Balearic government leans towards electric, as rental cars overrun islands

The government of the Balearic Islands drafts new law that requires rental car companies to phase out fossil fuel vehicles and to switch to a 100% electric fleet by 2030.

The new law, when enacted, will require rental car companies to increase the share of electric cars in their fleet by 10 percent a year starting in 2020. Which means that by 2025 half of the rental cars should be electric.

Queuing to rent at Goldcar (Palma Airport)

Getting ready for high season, which starts around Easter, rental car companies ship thousands of cars to the islands of Mallorca, Menorca, Ibiza, and Formentera from the mainland.

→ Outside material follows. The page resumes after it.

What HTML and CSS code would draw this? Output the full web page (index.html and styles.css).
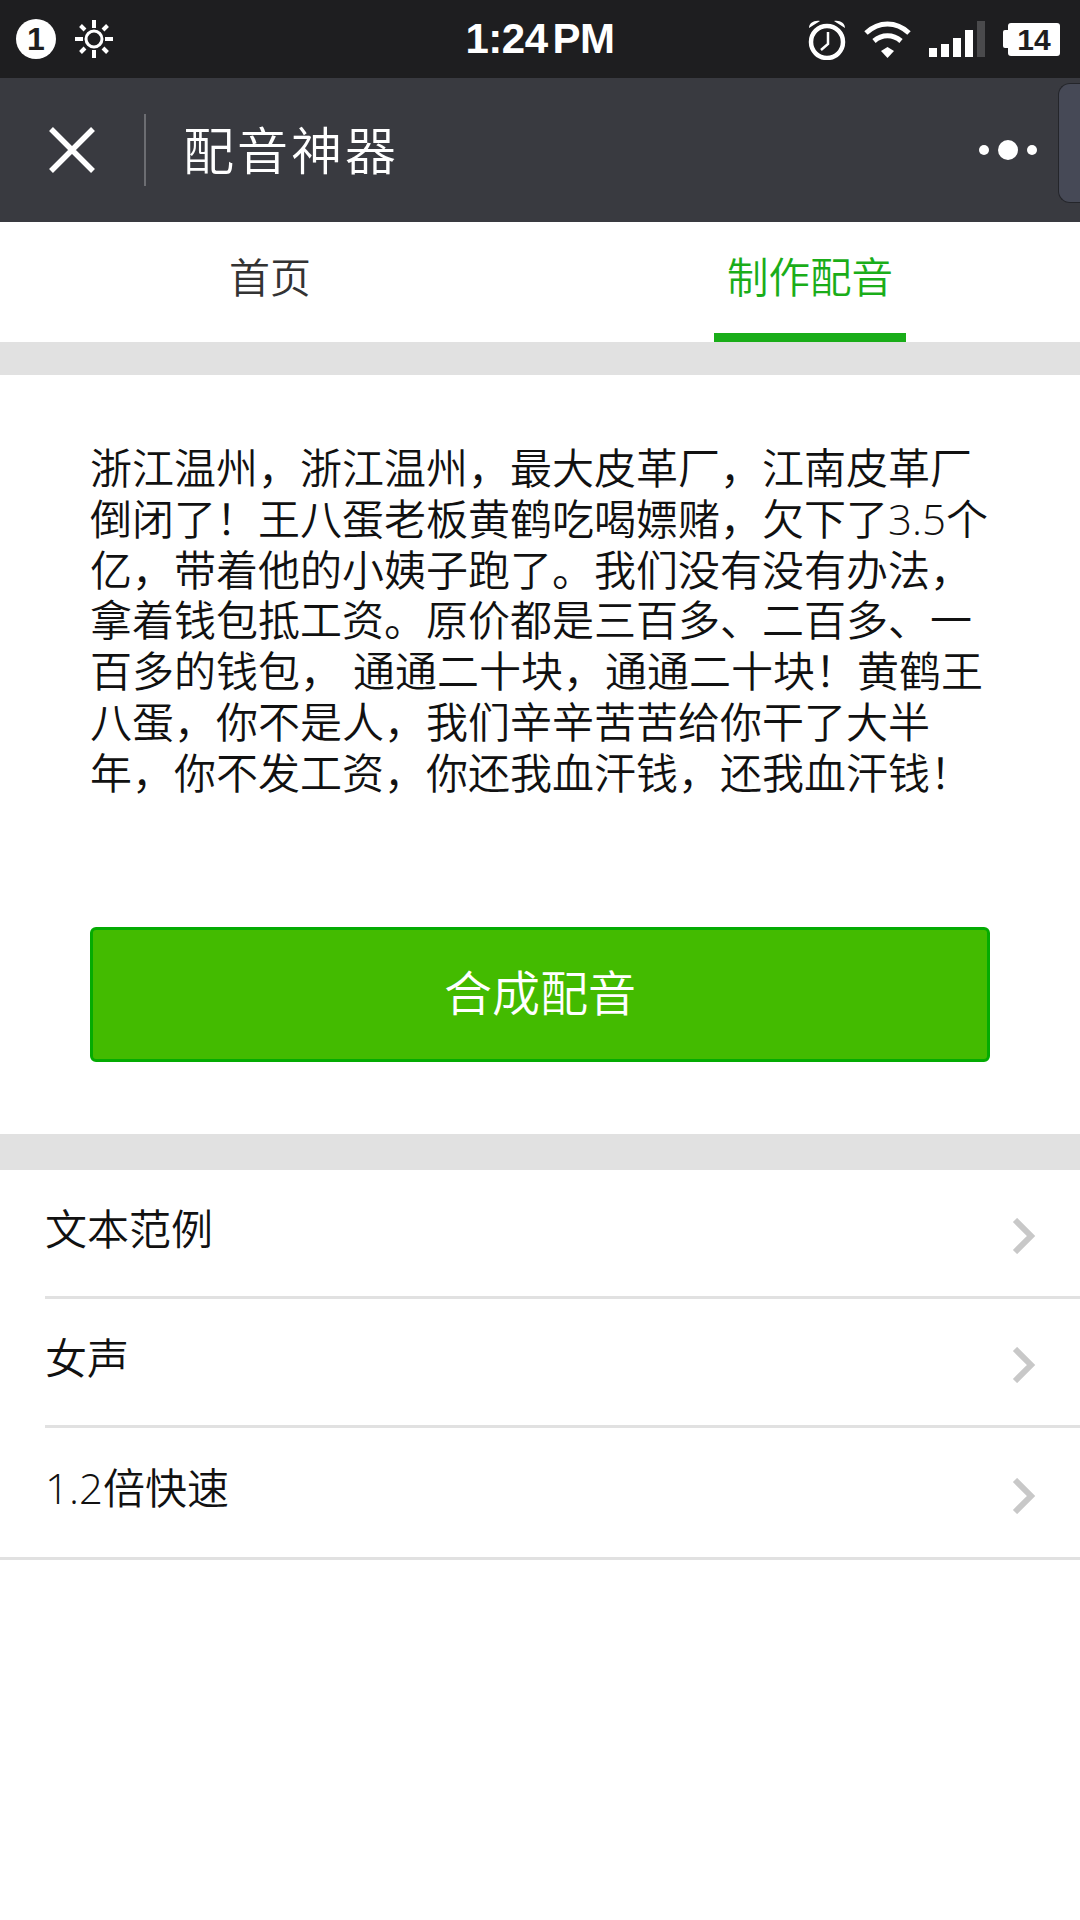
FILE: index.html
```html
<!DOCTYPE html>
<html lang="zh-CN">
<head>
	<title>配音神器</title>
	<meta charset="utf-8">
	<link rel="stylesheet" href="styles.css">
</head>
<body>

<!-- barra de estado -->
<div class="status">
	<div class="status-left">
		<span class="badge">1</span>
		<svg class="sun" width="40" height="40" viewBox="0 0 40 40" fill="none" stroke="#fff">
			<circle cx="20" cy="20" r="8" stroke-width="3"/>
			<path d="M20 1v8M20 31v8M1 20h8M31 20h8M6.500 6.500l4.500 4.500M29 29l4.500 4.500M33.500 6.500L29 11M11 29l-4.500 4.500" stroke-width="4"/>
		</svg>
	</div>
	<div class="clock">1:24<span class="ampm">PM</span></div>
	<div class="status-right">
		<svg class="alarm" width="38" height="40" viewBox="0 0 38 40" fill="none" stroke="#fff">
			<circle cx="19" cy="22" r="16" stroke-width="4.500"/>
			<path d="M20 12v12l-7 6" stroke-width="2.500"/>
			<path d="M1 8C1 3 6 0 12 1zM37 8C37 3 32 0 26 1z" fill="#fff" stroke="none"/>
		</svg>
		<svg class="wifi" width="47" height="37" viewBox="0 0 47 37" fill="none" stroke="#fff" stroke-width="5">
			<path d="M2 12c13-12 30-12 43 0"/>
			<path d="M10 20c8-7 19-7 27 0"/>
			<path d="M17 30l6.500-4 6.500 4-6.500 7z" fill="#fff" stroke="none"/>
		</svg>
		<div class="signal">
			<i class="b1"></i><i class="b2"></i><i class="b3"></i><i class="b4"></i><i class="b5"></i>
		</div>
		<div class="battery">
			<span class="nub"></span>
			<span class="level">14</span>
		</div>
	</div>
</div>

<!-- cabecera -->
<div class="nav">
	<svg class="close" width="48" height="48" viewBox="0 0 48 48" stroke="#fff" stroke-width="5.500">
		<path d="M3 3l42 42M45 3L3 45"/>
	</svg>
	<div class="nav-sep"></div>
	<div class="nav-title">配音神器</div>
	<div class="dots">
		<i class="dot"></i><i class="dot big"></i><i class="dot"></i>
	</div>
	<div class="side-handle"></div>
</div>

<div class="tabs">
	<div class="tab">首页</div>
	<div class="tab active"><span class="tab-label">制作配音</span></div>
</div>

<div class="gap"></div>

<div class="compose">
	<p class="script-text">浙江温州，浙江温州，最大皮革厂，江南皮革厂<br>倒闭了！王八蛋老板黄鹤吃喝嫖赌，欠下了3.5个<br>亿，带着他的小姨子跑了。我们没有没有办法，<br>拿着钱包抵工资。原价都是三百多、二百多、一<br>百多的钱包， 通通二十块，通通二十块！黄鹤王<br>八蛋，你不是人，我们辛辛苦苦给你干了大半<br>年，你不发工资，你还我血汗钱，还我血汗钱！</p>
	<div class="btn">合成配音</div>
</div>

<div class="gap gap2"></div>

<div class="list">
	<div class="row">
		<span class="row-label">文本范例</span>
		<svg class="chev" width="24" height="36" viewBox="0 0 24 36" fill="none" stroke="#c8c8c8" stroke-width="6"><path d="M3 2l16 16L3 34"/></svg>
	</div>
	<div class="row">
		<span class="row-label">女声</span>
		<svg class="chev" width="24" height="36" viewBox="0 0 24 36" fill="none" stroke="#c8c8c8" stroke-width="6"><path d="M3 2l16 16L3 34"/></svg>
	</div>
	<div class="row last">
		<span class="row-label">1.2倍快速</span>
		<svg class="chev" width="24" height="36" viewBox="0 0 24 36" fill="none" stroke="#c8c8c8" stroke-width="6"><path d="M3 2l16 16L3 34"/></svg>
	</div>
</div>

</body>
</html>
```
FILE: styles.css
```css
body
{
	margin: 0;
	background: #fff;
	font-family: "Liberation Sans", "Noto Sans CJK SC", sans-serif;
	color: #111;
}

/* barra de estado */
.status
{
	height: 78px;
	background: #1e1e20;
	display: grid;
	grid-template-columns: 1fr auto 1fr;
	align-items: center;
	color: #fff;
}

.status-left
{
	display: flex;
	align-items: center;
	gap: 18px;
	padding-left: 16px;
}

.badge
{
	width: 40px;
	height: 40px;
	border-radius: 50%;
	background: #fff;
	color: #1e1e20;
	font-size: 32px;
	font-weight: bold;
	line-height: 40px;
	text-align: center;
}

.clock
{
	font-size: 42px;
	font-weight: bold;
	letter-spacing: -0.5px;
}

.ampm
{
	margin-left: 5px;
}

.status-right
{
	display: flex;
	align-items: center;
	justify-content: flex-end;
	gap: 18px;
	padding-right: 20px;
}

.alarm
{
	margin-top: 2px;
}

.signal
{
	display: flex;
	align-items: flex-end;
	gap: 4px;
	height: 36px;
}

.signal i
{
	width: 8px;
	background: #fff;
}

.b1 { height: 9px; }
.b2 { height: 13px; }
.b3 { height: 19px; }
.b4 { height: 27px; }
.signal .b5 { height: 36px; background: #4a4a4c; }

.battery
{
	display: flex;
	align-items: center;
}

.nub
{
	width: 5px;
	height: 18px;
	background: #fff;
	border-radius: 2px 0 0 2px;
}

.level
{
	width: 52px;
	height: 33px;
	background: #fff;
	border-radius: 3px;
	color: #1e1e20;
	font-size: 30px;
	font-weight: bold;
	line-height: 33px;
	text-align: center;
}

/* cabecera */
.nav
{
	height: 144px;
	background: #393a40;
	display: flex;
	align-items: center;
	position: relative;
	color: #fff;
}

.close
{
	margin-left: 48px;
}

.nav-sep
{
	width: 2px;
	height: 72px;
	background: #6c6d72;
	margin-left: 48px;
}

.nav-title
{
	font-size: 51px;
	font-weight: 350;
	letter-spacing: 3px;
	margin-left: 37px;
	margin-top: -4px;
}

.dots
{
	display: flex;
	align-items: center;
	gap: 9px;
	margin-left: auto;
	margin-right: 43px;
}

.dot
{
	width: 10px;
	height: 10px;
	border-radius: 50%;
	background: #fff;
}

.dot.big
{
	width: 20px;
	height: 20px;
}

.side-handle
{
	position: absolute;
	top: 5px;
	right: 0;
	width: 21px;
	height: 118px;
	background: #464956;
	border: 1px solid #24252a;
	border-right: none;
	border-radius: 12px 0 0 12px;
}

/* pestanas */
.tabs
{
	height: 120px;
	display: flex;
}

.tab
{
	flex: 1;
	display: flex;
	justify-content: center;
	align-items: stretch;
	font-size: 41px;
	font-weight: 350;
	line-height: 114px;
	color: #333;
}

.tab.active
{
	color: #1aad19;
}

.tab-label
{
	width: 192px;
	text-align: center;
	font-size: 41.500px;
	border-bottom: 9px solid #1aad19;
}

.gap
{
	height: 33px;
	background: #e1e1e1;
}

.gap2
{
	height: 36px;
}

.compose
{
	height: 759px;
	padding: 68px 90px 0;
	box-sizing: border-box;
}

.script-text
{
	margin: 0;
	font-family: "Open Sans", "Noto Sans CJK SC", sans-serif;
	font-size: 42px;
	font-weight: 350;
	line-height: 50.800px;
	height: 360px;
	white-space: nowrap;
	color: #111;
}

.btn
{
	height: 135px;
	margin-top: 124px;
	box-sizing: border-box;
	background: #43bb00;
	border: 3px solid #04ab02;
	border-radius: 6px;
	color: #fff;
	font-size: 48px;
	font-weight: 350;
	line-height: 129px;
	text-align: center;
}

/* lista */
.row
{
	height: 129px;
	margin-left: 45px;
	box-sizing: border-box;
	border-bottom: 3px solid #e1e1e1;
	display: flex;
	align-items: center;
	justify-content: space-between;
	padding-right: 44px;
}

.row.last
{
	height: 132px;
	margin-left: 0;
	padding-left: 45px;
}

.row-label
{
	font-family: "Open Sans", "Noto Sans CJK SC", sans-serif;
	font-size: 42px;
	font-weight: 350;
	margin-top: -14px;
}

.chev
{
	margin-top: 6px;
}
```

About 90,000 rental cars clog the roads of Mallorca during the summer — with another 30,000 split between the other islands — offering tourists, and some locals, a cheap way to get around. Competition is fierce and, if you reserve a few weeks in advance, it is possible to rent a small car for less than $100 a week (incl. taxes).

At the end of the season, most of those cars remain on the islands, unfortunately. That’s because for the rental car companies, selling previously rented cars to residents on the islands is their main money-maker.

The result is that the islands have the highest density of vehicles in Spain, with 850 units per 1,000 inhabitants (not including vehicles registered on the mainland and circulating on the islands). The European Union’s average is 563 passenger car per 1,000 inhabitants.

Clogging the tourist spots in Mallorca (Source Hans on Pixabay)

Low-cost rental car companies such as Goldcar and Dollar have stickers on their cars advertising that they are for sale. Bigger rental car companies are happy to help car manufacturers, their main shareholders, to offload inventory, by selling the vehicles on the islands after a rental period of six months or 10,000 km.

The toll on the environment and impact on public transport on the islands has been enormous. Because of the density of cars and the demand to maintain and expand roads for private vehicles, fewer resources have been allocated to public transport, which is scarce and inefficient.

As almost all the cars and other motor vehicles are running on fossil fuels the islands are importing huge quantities of gasoline and diesel to meet demand. All those cars on the roads, especially during the summer, release a cloud of pollution, not to mention raising the noise level.

According to Marc Pons, Balearic minister of territory and mobility, 35% of emissions on the islands come from motor vehicles.

As the longest distance to travel in Mallorca, the largest island in the archipelago, is about 120 km (75 mi), a typical electric car can do a full round trip on a full battery in the same day. Also Mallorca already has over 230 public charging points for electric cars. The other three islands have 120 charging points, making electric mobility an easy, non-polluting choice. The government plans to invest 12 million euros to install an additional 500 public charging points in the next three years.

Current EV charging infrastructure (Source: Balearic Islands Gov.)

Changing the rental car fleets to 100% electric will not address congestion and public transport issues on the islands, but will reduce significantly the use of fossil fuels and thus air pollution. Also, electric cars are quieter, require less maintenance, and do not use additional pollutants such as motor oil.

The rental car companies, however, are not going down without a fight. They are complaining that starting in 2020 is not realistic because it will increase their operating costs and affect tourism on the islands.

As the islands move toward renewable energy, especially wind turbines, the fleet of electric vehicles could also help balance the grid in three ways: They would use surplus electricity during the night, which otherwise would be lost; they could also provide additional power in some areas during the day, using vehicle-to-grid (V2G) technology; and their recycled batteries, after they have been used by a few years, would still be good enough for energy storage.

The new law is expected to reach the Balearic parliament before the end of March, with the goal of switching the islands to all electric by 2030. In fact, it’s possible that by 2025, buying a combustion-engine vehicle anywhere will be a thing of the past.